_Exercise directions_.
Check each line of the data below for the word "page", then extract the ones that have it.

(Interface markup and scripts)

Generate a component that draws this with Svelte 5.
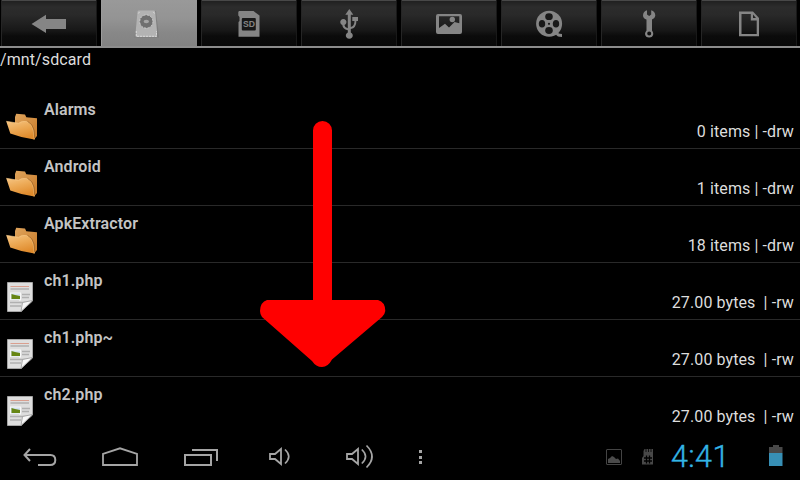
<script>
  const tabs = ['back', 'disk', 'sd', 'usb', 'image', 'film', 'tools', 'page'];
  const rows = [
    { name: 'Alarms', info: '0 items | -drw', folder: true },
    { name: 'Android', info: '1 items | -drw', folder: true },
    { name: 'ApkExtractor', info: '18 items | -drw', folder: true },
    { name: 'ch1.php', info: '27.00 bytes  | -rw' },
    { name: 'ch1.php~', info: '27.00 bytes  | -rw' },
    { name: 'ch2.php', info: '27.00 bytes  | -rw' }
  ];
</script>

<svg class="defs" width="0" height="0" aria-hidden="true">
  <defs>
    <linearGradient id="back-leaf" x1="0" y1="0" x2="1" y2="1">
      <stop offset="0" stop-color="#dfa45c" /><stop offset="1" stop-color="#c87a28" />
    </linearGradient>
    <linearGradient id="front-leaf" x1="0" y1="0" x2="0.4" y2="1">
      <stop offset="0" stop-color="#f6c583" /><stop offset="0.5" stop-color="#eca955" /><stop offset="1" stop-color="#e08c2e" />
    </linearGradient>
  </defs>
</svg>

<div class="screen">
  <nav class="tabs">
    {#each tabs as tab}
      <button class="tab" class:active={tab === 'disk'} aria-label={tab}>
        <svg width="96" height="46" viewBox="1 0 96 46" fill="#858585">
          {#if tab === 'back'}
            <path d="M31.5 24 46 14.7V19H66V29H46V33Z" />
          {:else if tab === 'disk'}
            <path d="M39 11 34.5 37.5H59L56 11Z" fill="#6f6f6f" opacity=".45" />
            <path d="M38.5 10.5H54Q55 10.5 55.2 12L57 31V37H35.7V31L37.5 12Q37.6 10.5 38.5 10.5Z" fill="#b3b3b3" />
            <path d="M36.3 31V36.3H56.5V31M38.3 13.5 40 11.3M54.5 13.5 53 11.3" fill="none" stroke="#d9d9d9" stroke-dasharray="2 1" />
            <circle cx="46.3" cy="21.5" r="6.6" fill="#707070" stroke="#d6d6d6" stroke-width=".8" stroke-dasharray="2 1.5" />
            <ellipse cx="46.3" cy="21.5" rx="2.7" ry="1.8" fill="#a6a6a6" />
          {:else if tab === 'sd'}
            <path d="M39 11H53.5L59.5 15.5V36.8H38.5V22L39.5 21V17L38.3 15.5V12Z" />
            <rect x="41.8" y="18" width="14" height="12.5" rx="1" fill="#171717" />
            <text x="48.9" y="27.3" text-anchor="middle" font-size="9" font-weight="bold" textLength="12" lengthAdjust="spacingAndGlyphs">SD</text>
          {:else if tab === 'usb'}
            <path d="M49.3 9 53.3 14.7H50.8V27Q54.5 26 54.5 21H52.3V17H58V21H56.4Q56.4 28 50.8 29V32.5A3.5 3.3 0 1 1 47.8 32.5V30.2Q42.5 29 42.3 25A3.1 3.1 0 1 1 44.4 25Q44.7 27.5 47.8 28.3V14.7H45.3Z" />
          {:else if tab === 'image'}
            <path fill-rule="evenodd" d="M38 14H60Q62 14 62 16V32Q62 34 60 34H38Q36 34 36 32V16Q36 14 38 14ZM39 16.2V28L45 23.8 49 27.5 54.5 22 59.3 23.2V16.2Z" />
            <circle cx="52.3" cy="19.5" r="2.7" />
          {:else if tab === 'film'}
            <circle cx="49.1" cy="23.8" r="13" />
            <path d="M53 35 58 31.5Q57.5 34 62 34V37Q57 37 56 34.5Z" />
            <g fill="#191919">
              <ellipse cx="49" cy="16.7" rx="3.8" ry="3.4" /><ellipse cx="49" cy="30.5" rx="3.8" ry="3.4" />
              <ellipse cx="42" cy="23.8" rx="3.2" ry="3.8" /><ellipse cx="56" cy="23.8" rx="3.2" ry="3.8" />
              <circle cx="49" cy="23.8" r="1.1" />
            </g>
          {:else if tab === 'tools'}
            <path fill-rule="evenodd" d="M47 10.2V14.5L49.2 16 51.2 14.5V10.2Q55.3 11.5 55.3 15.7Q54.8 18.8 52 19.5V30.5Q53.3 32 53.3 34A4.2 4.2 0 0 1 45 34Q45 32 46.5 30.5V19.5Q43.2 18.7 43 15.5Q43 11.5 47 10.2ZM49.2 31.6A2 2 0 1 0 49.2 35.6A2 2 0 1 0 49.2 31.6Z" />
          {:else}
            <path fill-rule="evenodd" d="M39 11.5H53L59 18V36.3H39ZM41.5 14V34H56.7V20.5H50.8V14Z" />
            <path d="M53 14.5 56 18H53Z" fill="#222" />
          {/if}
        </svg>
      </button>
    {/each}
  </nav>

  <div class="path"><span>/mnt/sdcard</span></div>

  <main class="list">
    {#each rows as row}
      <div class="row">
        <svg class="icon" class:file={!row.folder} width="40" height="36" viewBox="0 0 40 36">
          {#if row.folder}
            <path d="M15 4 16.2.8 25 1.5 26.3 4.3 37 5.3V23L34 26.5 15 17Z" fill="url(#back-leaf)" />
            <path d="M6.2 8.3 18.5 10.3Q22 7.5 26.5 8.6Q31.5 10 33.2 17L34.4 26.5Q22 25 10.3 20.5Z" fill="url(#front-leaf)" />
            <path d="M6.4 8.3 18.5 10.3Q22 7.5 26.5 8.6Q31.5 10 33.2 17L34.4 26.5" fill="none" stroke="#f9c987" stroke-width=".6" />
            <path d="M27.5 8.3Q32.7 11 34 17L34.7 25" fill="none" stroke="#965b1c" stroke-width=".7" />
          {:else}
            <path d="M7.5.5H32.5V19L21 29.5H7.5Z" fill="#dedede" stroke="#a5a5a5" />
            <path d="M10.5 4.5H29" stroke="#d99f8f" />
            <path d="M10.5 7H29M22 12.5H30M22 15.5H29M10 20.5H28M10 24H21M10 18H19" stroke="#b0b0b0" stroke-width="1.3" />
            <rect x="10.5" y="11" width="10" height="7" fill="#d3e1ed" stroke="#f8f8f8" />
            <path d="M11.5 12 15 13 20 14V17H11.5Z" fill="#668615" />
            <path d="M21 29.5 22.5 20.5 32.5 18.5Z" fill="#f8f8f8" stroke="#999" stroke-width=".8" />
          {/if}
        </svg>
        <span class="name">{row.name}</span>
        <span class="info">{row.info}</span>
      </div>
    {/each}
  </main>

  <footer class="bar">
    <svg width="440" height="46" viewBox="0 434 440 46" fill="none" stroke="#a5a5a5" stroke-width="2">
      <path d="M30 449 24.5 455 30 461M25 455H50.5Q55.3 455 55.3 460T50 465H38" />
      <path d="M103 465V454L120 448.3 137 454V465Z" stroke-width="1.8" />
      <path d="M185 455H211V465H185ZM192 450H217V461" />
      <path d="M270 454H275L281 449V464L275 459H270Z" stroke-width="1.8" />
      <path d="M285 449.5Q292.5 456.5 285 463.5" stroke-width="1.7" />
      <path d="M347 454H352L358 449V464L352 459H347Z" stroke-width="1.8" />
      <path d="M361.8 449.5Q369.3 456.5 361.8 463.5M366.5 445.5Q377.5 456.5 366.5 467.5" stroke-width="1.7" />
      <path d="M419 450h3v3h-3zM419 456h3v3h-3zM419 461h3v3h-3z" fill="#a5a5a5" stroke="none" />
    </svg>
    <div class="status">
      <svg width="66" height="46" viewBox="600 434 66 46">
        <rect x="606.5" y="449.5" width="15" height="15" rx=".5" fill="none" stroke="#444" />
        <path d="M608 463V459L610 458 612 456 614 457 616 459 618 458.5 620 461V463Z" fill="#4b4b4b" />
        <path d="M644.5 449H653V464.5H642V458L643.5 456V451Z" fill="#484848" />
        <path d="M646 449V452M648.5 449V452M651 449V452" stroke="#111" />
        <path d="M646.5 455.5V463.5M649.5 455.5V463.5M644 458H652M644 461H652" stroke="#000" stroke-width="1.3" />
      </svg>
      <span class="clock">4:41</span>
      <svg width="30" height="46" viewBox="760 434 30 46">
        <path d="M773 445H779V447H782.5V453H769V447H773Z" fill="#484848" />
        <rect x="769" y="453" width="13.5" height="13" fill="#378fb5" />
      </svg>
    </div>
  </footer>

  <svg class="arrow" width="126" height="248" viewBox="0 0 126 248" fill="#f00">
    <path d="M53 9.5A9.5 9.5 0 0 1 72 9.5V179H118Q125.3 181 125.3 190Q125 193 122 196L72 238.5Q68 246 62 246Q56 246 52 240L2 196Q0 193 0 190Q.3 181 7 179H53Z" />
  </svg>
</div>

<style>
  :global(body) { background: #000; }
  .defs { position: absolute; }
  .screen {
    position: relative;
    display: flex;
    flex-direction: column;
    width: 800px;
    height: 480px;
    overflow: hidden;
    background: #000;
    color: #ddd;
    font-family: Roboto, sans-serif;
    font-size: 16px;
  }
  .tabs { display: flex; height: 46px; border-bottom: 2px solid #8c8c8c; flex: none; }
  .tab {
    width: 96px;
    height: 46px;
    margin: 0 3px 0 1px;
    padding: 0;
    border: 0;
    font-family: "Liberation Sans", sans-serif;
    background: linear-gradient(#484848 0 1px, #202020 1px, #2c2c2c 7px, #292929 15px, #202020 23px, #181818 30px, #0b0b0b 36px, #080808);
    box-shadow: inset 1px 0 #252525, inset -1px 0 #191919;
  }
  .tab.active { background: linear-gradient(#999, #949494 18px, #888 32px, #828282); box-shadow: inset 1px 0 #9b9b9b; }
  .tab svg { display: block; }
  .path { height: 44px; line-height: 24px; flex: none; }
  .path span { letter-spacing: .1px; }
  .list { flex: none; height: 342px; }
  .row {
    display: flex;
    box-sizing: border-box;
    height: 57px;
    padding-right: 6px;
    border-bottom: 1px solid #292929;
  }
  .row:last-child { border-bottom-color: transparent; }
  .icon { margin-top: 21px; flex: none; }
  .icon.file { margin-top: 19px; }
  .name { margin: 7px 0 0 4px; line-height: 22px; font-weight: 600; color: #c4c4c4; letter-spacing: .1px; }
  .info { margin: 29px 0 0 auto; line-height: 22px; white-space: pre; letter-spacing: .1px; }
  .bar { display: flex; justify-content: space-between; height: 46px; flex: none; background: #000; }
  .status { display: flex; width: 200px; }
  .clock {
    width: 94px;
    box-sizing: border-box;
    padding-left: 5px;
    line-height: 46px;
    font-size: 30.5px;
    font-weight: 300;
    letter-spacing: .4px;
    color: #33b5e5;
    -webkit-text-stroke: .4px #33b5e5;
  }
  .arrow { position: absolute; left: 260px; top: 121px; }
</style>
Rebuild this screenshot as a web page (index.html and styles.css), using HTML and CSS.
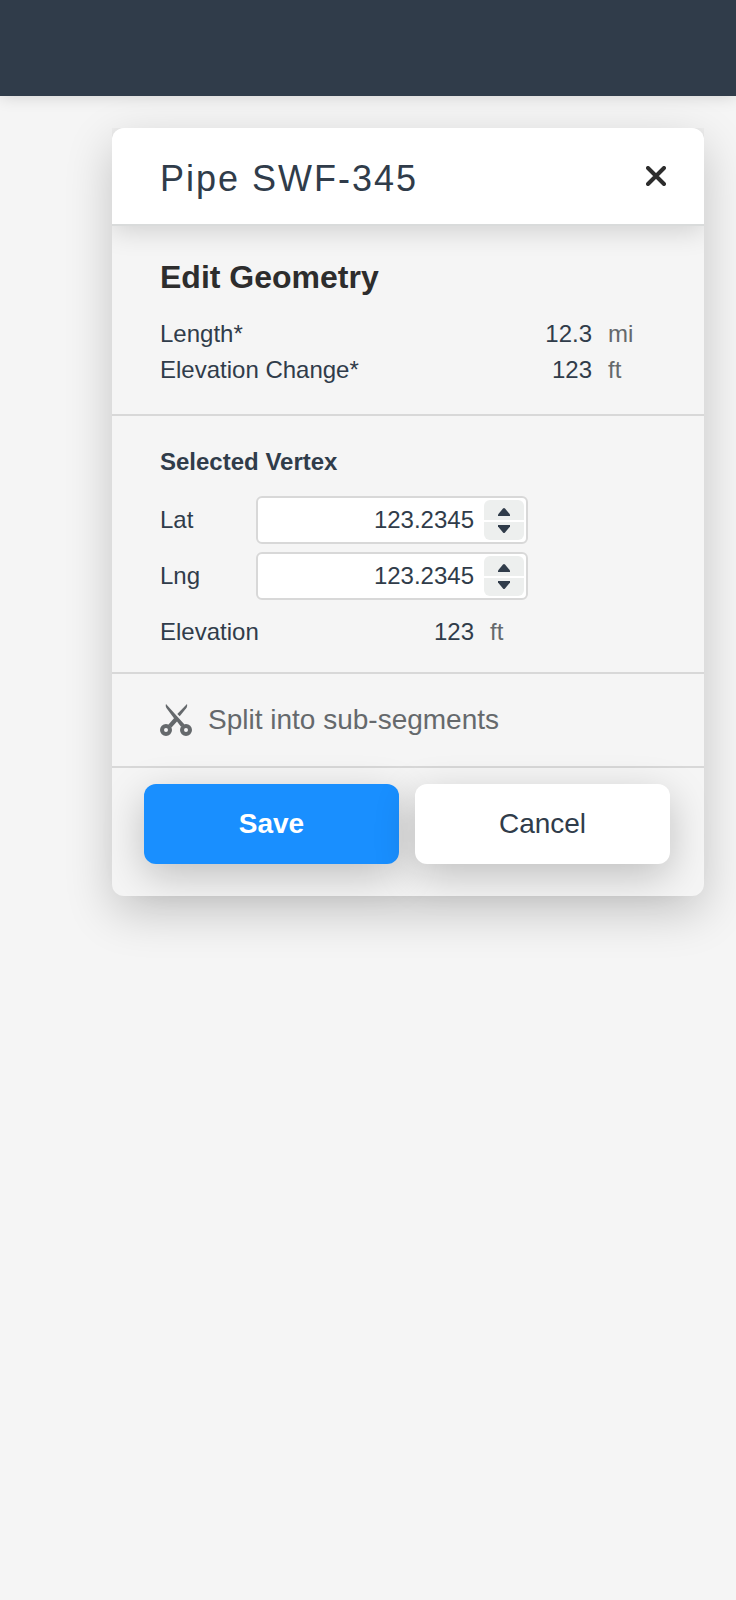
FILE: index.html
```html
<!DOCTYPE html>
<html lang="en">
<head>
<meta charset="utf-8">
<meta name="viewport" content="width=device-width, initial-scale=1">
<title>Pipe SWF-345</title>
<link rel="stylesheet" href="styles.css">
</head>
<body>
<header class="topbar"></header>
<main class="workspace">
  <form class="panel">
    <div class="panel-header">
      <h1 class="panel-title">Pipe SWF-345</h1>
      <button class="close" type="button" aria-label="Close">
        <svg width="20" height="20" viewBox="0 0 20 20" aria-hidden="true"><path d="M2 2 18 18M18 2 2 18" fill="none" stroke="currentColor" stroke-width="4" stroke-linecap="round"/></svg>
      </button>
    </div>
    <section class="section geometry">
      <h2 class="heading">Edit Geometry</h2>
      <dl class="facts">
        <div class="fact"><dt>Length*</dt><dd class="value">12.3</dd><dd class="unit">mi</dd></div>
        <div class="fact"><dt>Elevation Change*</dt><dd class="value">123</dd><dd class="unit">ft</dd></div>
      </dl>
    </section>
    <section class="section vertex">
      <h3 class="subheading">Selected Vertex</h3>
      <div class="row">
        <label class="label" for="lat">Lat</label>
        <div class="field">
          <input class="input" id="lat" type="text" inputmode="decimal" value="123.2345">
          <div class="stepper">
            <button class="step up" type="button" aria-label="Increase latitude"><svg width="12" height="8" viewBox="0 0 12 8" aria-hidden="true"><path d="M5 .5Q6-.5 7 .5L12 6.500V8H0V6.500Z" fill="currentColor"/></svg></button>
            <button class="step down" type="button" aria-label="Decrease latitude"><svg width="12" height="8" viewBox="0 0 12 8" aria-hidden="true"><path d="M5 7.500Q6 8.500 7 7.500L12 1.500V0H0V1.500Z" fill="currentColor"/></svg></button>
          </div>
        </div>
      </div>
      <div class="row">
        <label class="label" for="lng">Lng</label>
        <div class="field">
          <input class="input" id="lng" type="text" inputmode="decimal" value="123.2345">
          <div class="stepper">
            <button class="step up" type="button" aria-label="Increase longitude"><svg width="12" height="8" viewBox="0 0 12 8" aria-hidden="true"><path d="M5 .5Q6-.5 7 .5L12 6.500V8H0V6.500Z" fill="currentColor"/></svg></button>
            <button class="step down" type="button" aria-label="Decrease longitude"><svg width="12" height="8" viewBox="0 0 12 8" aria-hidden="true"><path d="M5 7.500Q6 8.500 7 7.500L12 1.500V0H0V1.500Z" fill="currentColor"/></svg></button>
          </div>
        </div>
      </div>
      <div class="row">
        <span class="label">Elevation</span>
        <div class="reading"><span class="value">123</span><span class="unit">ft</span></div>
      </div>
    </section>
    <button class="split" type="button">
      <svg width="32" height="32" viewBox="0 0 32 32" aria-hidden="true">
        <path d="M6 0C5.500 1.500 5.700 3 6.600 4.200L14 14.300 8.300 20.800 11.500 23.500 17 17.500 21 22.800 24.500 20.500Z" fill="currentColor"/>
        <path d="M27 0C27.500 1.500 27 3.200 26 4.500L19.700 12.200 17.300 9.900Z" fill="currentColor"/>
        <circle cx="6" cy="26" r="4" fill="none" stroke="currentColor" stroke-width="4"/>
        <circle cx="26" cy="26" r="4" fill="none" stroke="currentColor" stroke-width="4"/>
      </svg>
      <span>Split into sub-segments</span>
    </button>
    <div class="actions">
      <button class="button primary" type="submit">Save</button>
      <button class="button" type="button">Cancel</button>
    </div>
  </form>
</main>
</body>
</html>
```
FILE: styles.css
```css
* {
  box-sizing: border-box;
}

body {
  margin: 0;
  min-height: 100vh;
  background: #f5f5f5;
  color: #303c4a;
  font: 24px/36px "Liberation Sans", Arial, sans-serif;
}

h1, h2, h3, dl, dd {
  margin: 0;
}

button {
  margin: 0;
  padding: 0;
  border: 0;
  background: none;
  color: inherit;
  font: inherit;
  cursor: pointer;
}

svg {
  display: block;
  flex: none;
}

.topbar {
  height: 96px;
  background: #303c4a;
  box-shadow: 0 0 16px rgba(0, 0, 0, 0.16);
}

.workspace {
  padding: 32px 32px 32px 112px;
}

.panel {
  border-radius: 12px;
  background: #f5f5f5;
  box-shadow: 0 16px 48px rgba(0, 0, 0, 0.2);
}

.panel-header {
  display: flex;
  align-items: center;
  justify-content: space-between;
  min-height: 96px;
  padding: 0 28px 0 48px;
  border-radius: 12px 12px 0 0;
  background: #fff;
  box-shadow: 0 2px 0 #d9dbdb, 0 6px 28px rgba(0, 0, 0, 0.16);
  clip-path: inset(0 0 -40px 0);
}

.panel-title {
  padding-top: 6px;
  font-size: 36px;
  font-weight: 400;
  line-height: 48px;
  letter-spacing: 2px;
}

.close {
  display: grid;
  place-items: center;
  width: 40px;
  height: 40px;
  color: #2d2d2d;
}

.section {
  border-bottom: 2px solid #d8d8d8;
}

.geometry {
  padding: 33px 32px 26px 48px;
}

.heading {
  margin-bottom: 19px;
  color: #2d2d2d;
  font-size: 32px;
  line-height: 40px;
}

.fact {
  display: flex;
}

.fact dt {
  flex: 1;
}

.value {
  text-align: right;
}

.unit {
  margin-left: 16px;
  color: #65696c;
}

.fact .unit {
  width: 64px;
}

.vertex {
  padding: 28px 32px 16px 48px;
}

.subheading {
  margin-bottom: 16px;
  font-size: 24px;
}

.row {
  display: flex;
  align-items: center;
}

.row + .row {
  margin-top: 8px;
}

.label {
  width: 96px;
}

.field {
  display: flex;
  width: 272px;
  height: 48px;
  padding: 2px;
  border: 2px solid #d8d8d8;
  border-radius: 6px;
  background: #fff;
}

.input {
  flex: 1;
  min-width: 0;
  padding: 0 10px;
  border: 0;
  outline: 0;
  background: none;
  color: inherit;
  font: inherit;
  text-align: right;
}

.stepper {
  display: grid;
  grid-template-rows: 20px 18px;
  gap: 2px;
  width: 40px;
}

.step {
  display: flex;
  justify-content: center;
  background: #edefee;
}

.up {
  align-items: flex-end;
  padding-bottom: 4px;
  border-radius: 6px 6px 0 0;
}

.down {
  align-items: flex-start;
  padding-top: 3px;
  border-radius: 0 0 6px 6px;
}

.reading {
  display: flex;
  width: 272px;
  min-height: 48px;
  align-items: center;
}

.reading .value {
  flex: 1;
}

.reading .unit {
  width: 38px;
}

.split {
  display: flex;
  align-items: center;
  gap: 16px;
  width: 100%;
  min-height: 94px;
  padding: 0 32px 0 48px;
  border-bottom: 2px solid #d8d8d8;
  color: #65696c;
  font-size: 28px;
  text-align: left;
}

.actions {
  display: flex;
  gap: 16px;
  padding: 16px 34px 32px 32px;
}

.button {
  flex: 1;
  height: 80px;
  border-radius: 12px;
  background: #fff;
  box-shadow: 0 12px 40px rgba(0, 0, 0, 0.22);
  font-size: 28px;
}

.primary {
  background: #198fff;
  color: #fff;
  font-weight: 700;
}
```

_Solution to the exercise_.
  const tabs = ['back', 'disk', 'sd', 'usb', 'image', 'film', 'tools', 'page'];
Rebuild this screenshot as a web page (index.html and styles.css), using HTML and CSS.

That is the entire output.